Data for processing:
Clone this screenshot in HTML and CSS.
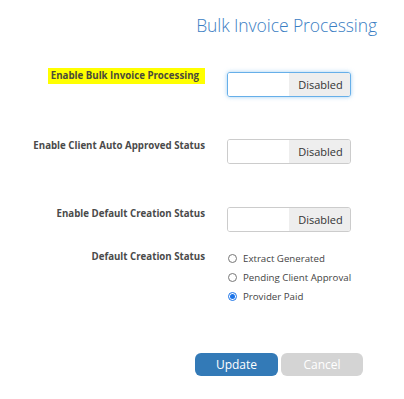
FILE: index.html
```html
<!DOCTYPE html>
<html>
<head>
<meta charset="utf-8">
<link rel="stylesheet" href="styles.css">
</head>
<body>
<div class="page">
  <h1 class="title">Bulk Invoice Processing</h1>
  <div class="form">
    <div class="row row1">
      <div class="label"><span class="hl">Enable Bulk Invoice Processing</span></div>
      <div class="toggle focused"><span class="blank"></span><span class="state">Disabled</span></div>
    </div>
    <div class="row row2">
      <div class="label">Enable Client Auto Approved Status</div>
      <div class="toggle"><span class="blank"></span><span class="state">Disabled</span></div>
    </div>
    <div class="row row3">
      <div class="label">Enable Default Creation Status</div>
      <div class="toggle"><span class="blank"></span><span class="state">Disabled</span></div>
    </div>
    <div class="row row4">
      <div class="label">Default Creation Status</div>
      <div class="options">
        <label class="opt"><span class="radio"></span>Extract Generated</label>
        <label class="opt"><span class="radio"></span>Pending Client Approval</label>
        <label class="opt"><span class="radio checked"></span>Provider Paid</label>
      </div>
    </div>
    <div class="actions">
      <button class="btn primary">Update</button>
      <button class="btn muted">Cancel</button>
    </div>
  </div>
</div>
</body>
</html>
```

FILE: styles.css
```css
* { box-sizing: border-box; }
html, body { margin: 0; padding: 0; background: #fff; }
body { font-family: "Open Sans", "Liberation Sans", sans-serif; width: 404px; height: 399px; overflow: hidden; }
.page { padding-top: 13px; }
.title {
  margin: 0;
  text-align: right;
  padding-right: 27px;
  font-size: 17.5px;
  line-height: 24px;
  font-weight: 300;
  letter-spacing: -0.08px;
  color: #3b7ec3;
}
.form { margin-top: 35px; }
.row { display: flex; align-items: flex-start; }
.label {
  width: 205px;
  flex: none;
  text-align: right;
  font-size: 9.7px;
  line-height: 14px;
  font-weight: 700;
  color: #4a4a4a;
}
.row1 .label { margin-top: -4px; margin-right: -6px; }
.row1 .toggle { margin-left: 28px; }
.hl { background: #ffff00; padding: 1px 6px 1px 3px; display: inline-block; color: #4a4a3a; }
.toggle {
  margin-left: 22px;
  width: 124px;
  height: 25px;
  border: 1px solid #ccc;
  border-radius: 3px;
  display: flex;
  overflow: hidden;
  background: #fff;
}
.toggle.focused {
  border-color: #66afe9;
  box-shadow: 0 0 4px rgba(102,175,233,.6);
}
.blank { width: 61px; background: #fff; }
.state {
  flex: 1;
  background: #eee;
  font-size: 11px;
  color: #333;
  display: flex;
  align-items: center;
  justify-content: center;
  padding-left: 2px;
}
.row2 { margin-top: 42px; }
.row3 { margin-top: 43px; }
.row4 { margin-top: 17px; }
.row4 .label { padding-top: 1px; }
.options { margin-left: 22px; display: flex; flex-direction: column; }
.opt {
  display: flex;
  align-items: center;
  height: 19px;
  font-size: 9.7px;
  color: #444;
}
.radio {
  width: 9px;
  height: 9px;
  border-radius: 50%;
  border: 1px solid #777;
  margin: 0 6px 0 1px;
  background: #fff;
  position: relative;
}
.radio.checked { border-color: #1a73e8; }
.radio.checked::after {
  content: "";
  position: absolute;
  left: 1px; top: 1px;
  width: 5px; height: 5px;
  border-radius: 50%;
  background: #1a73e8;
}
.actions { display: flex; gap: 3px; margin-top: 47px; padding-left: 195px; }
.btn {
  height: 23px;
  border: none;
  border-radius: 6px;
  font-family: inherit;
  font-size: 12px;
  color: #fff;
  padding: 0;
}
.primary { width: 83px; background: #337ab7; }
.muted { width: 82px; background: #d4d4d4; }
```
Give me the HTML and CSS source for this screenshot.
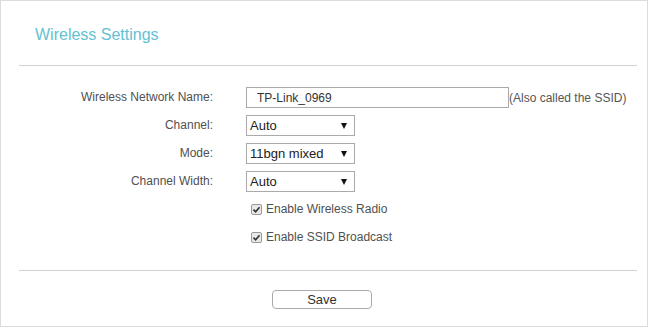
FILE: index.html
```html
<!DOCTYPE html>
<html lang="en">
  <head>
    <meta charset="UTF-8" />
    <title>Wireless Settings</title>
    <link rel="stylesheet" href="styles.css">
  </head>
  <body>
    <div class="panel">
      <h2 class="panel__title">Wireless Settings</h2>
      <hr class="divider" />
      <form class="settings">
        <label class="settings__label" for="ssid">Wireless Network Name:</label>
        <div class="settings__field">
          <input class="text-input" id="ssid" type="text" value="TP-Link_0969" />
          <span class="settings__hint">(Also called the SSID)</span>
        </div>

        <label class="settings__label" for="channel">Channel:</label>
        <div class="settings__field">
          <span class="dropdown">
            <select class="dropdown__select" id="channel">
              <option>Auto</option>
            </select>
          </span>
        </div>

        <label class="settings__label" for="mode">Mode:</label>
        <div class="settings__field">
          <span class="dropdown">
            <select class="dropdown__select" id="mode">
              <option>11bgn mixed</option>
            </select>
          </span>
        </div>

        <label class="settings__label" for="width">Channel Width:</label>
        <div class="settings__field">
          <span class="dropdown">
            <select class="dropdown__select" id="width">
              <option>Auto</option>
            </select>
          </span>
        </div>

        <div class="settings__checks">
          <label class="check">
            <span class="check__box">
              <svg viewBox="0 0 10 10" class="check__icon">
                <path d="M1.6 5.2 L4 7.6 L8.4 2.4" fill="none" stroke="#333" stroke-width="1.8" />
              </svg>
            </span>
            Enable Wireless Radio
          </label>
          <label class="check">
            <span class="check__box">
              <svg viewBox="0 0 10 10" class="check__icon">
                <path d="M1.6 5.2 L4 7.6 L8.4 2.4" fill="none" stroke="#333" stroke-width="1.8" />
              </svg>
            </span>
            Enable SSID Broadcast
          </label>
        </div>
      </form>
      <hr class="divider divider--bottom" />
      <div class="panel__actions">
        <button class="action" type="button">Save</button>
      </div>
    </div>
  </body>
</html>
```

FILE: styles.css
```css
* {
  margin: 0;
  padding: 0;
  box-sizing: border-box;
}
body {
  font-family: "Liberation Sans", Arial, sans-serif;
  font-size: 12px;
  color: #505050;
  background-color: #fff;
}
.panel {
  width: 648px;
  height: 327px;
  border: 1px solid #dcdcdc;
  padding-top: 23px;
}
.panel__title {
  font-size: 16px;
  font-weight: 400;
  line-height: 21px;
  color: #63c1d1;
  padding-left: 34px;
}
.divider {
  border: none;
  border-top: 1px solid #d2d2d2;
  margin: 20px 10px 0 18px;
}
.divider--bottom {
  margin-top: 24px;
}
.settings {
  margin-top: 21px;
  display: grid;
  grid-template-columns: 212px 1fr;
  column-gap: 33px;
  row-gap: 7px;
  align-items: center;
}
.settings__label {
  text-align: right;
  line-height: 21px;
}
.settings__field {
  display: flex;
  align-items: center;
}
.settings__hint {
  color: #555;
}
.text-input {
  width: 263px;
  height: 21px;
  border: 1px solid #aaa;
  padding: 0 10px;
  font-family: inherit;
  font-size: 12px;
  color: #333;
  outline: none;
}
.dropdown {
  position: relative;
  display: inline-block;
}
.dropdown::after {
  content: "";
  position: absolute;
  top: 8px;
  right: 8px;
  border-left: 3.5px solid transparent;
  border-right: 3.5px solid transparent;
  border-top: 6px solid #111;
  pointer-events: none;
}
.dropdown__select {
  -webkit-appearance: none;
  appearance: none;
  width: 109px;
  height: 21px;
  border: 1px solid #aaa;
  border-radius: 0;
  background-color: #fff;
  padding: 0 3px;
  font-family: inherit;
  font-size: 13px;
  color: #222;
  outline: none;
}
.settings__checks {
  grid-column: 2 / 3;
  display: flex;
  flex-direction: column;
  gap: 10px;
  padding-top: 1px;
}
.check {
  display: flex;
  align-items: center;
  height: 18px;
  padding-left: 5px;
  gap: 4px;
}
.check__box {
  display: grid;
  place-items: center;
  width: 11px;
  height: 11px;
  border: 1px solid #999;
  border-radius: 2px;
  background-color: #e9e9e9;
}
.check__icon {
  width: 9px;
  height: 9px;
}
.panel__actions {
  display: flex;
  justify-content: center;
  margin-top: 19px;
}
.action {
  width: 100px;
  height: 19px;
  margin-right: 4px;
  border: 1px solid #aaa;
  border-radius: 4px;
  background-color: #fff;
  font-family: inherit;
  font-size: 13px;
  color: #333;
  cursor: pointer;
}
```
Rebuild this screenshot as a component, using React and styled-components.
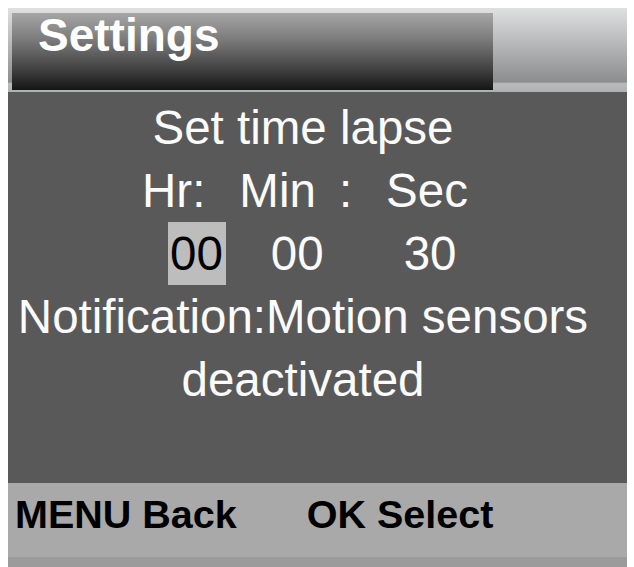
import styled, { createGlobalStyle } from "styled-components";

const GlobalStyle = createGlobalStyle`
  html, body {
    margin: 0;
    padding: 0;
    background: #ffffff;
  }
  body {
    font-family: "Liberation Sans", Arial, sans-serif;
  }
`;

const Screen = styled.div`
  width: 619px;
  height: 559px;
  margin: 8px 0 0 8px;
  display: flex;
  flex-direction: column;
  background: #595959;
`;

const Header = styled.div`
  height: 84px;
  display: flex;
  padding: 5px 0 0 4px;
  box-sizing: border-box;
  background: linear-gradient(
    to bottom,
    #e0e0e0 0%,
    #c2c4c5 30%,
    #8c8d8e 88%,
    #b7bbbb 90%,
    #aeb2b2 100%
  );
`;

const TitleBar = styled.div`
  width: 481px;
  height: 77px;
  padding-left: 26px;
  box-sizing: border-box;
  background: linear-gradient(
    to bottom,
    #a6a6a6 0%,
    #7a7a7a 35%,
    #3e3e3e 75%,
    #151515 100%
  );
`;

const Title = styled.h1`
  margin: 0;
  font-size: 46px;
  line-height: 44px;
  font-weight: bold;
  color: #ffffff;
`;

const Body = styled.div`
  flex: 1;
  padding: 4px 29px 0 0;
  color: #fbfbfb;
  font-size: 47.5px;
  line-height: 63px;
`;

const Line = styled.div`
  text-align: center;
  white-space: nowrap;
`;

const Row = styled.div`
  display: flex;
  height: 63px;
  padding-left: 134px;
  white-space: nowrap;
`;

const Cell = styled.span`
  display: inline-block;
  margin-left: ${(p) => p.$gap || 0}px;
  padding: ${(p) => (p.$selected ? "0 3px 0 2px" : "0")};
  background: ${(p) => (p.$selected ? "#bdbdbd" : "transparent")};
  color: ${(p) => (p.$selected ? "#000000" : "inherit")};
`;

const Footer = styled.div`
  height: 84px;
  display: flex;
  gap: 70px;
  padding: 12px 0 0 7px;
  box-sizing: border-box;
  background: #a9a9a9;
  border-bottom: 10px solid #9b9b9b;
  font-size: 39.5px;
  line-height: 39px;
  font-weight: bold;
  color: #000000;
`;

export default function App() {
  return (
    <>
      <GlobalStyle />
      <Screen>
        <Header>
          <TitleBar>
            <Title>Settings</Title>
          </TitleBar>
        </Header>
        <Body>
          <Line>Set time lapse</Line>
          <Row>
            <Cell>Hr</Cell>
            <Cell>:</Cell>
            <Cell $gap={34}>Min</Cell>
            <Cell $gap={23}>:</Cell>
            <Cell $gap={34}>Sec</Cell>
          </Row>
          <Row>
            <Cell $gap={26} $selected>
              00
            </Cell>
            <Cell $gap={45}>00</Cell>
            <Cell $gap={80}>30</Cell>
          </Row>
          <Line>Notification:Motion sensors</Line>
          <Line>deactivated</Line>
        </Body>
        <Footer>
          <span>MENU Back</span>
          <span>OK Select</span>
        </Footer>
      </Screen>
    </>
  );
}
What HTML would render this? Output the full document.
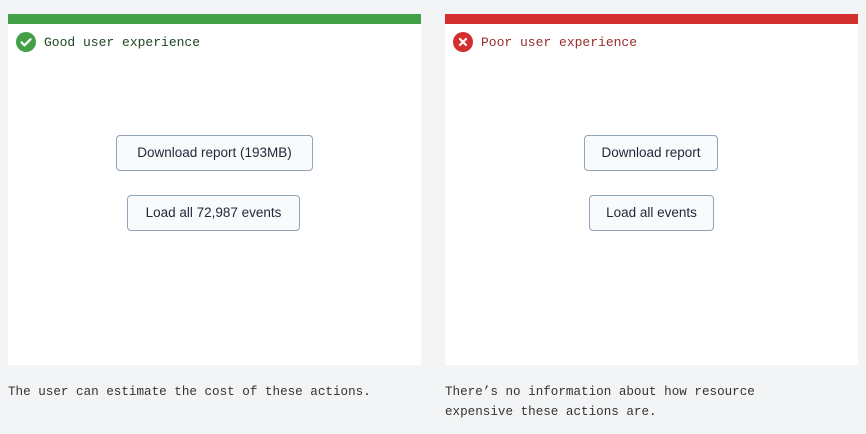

To do: What is the number of lines in the records that contain "components"? Give that number only.

Output of the exercise: 2